Reader C has a great question about how to deal with her fiance, who wants her to sign a pre-nuptial agreement…

After 7 years of dating (since my junior year of college) and one year of being engaged, my fiance just brought them up. Both of us have advanced degrees but he’s in finance and I work in public interest law. I am significantly less financially secure than him and will make significantly less in my career. But we’ve always functioned like a team. We’ve both made moves and career decisions for each other. He’s my best friend. But I’m really hurt. Our wedding is only a month and a half out and this feels very rushed to me. We both have said we would never get divorced (and after 8 happy years together, I truly believe we’ll make it), but his phrasing is that “he analyzes risk for a living and he just wants to be extra secure that in the unlikely event of divorce, he is prepared.” I think that even having a pre-nupt opens the door to divorce and don’t understand why if he says he doesn’t believe in divorce that he’d request one. This feels like the biggest breach in our relationship ever. Advice? Am I being ridiculous? Is he? How many corporette readers have pre-nupts (statistics I found said 5-10% of marriages but that includes second marriages and marriages with children from previous marriages where I think it makes more sense)? Can anyone help me get on board with this or am I right to be freaking out (after all, a pre-nupt can only hurt me)?

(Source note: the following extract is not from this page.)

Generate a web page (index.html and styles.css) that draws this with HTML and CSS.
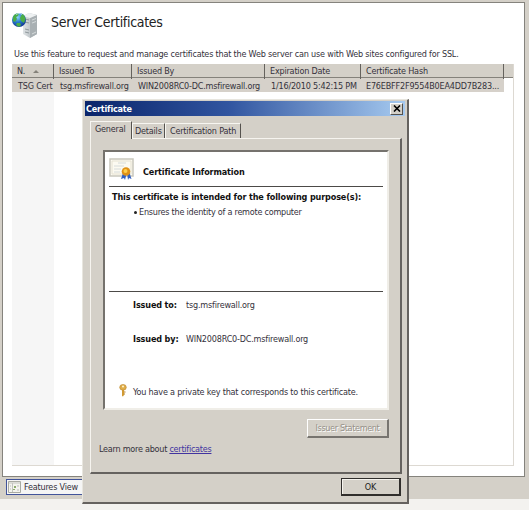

Interesting question.  I’ve seen articles that say pre-nups are on the rise (even though the oft-quoted statistic that 50% of couples divorce isn’t really true).  Personally, I come to pre-nups from the other side of things: even though I’m wildly in love, as well as Catholic and of the “divorce is not an option” mindset, I’m the one who brought them up with my husband, R. I broached the subject with this little speech:  Good Kat and Good R are marrying now, and we love each other and of course would want to take care of each other (or at least be fair to each other) even if something were to happen and if we were to divorce.  But — if we actually WERE to divorce, that would be a sea change (because we love each other so much right now and can’t possibly imagine it!!) and, in that event, we’d probably be dealing with either Bad Kat or Bad R or both.  And my point was that if we really loved each other now, wouldn’t it be a nice thing if Good Kat and Good R had agreed to the terms of the divorce — and not Bad Kat or Bad R, who probably would have hurt feelings and maybe a bit of blood thirst. Furthermore, even though the pre-nup terms we discussed were very close to New York state law, something else I liked was that if the law changed, or if we moved to a new state, we wouldn’t have to deal with new information — the terms of the divorce would always be a known quantity.